UML recently had an interesting bug[1] where the host side of UML
tried to call sigsuspend() but as the kernel itself offers a function
with the same name it called sigsuspend() on
the UML kernel side and funny things happened.

The root cause of the problem is that the UML links userspace
code like glibc, libpcap, etc. to the kernel image and symbols can
clash. Especially if one side is a shared library it will not noticed
at compile time.

As this is not the first bug of this kind I'm facing on UML I've
started to think how to deal with that.

Is it somehow possible to limit the linker scope?
Such that we can force LD no not blindly link every symbols of
vmlinux into another object?
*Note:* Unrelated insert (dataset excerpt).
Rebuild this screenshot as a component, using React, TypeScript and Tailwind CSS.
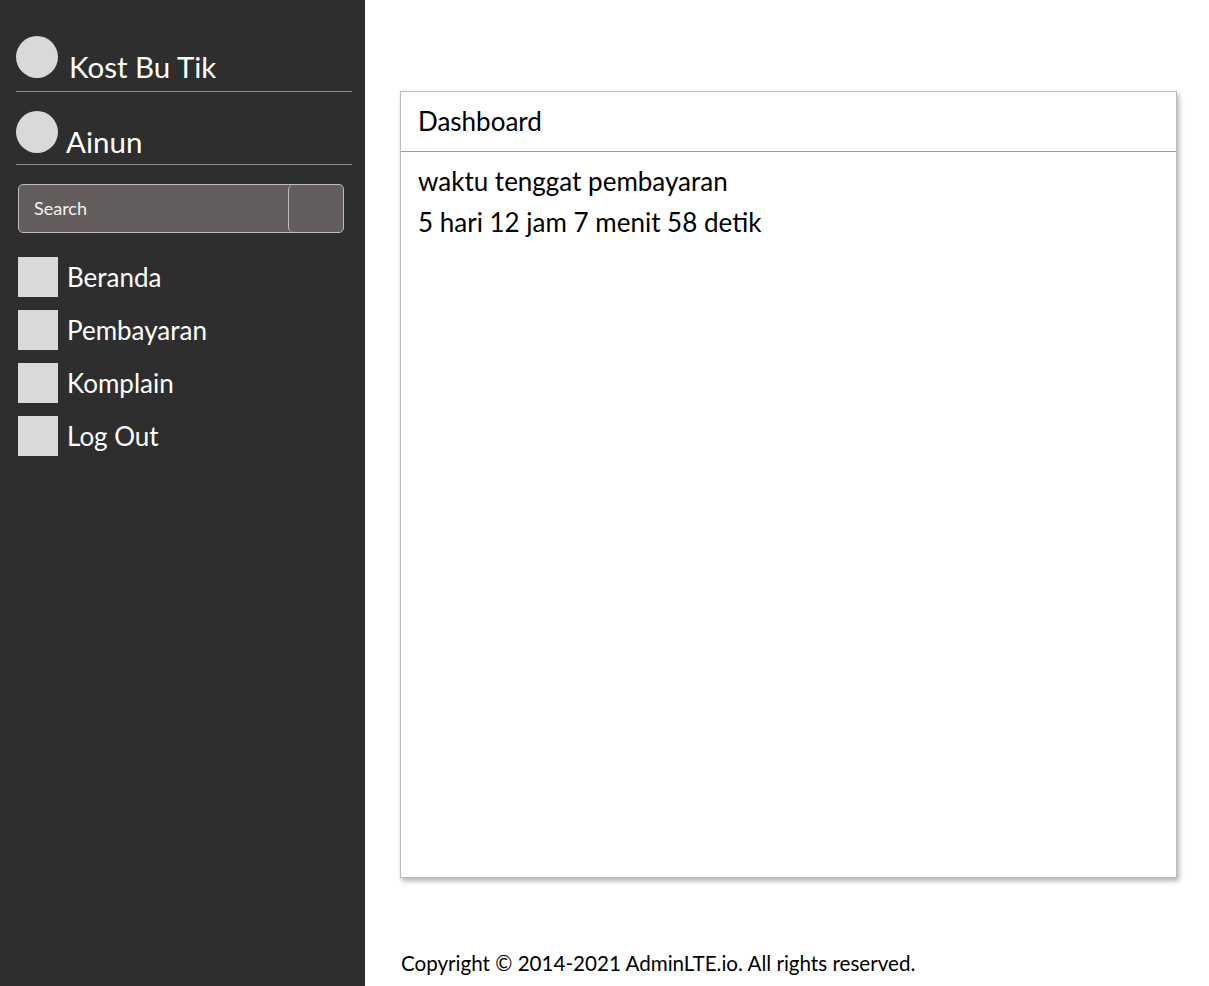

Maybe using a white list?
I have do admit I've never used LD scripts nor GNU export maps,
maybe they can help. Currently I'm reading their docs and hope
to find a way to implement my idea.

The problem is also not specific to UML, the emerging Linux Kernel
Library will suffer from the same issue.
As random programs will link the kernel as library the chance is
high to face similar symbol conflicts.

Maybe we can also find a nice generic solution to limit the linker
scope within the kernel. Such that it does not hurt when a random device
driver exports a symbol like "i".
It would also help to define subsystem interface more strict manner.

Thanks,
//richard

[1] https://lkml.org/lkml/2015/11/16/601

^ permalink raw reply	[flat|nested] 2+ messages in thread

* Re: [RFC] Limiting linker scope
  2015-11-19 22:50 [RFC] Limiting linker scope Richard Weinberger
@ 2015-11-19 23:34 ` Richard Weinberger
  0 siblings, 0 replies; 2+ messages in thread
From: Richard Weinberger @ 2015-11-19 23:34 UTC (permalink / raw)
  To: linux-kernel; +Cc: Linux-Arch, octavian.purdila

Am 19.11.2015 um 23:50 schrieb Richard Weinberger:
> Hi!
> 
> UML recently had an interesting bug[1] where the host side of UML
> tried to call sigsuspend() but as the kernel itself offers a function
> with the same name it called sigsuspend() on
> the UML kernel side and funny things happened.
> 
> The root cause of the problem is that the UML links userspace
> code like glibc, libpcap, etc. to the kernel image and symbols can
> clash. Especially if one side is a shared library it will not noticed
> at compile time.
> 
> As this is not the first bug of this kind I'm facing on UML I've
> started to think how to deal with that.
> 
> Is it somehow possible to limit the linker scope?
> Such that we can force LD no not blindly link every symbols of
> vmlinux into another object? Maybe using a white list?
> I have do admit I've never used LD scripts nor GNU export maps,
> maybe they can help. Currently I'm reading their docs and hope
> to find a way to implement my idea.
> 
> The problem is also not specific to UML, the emerging Linux Kernel
> Library will suffer from the same issue.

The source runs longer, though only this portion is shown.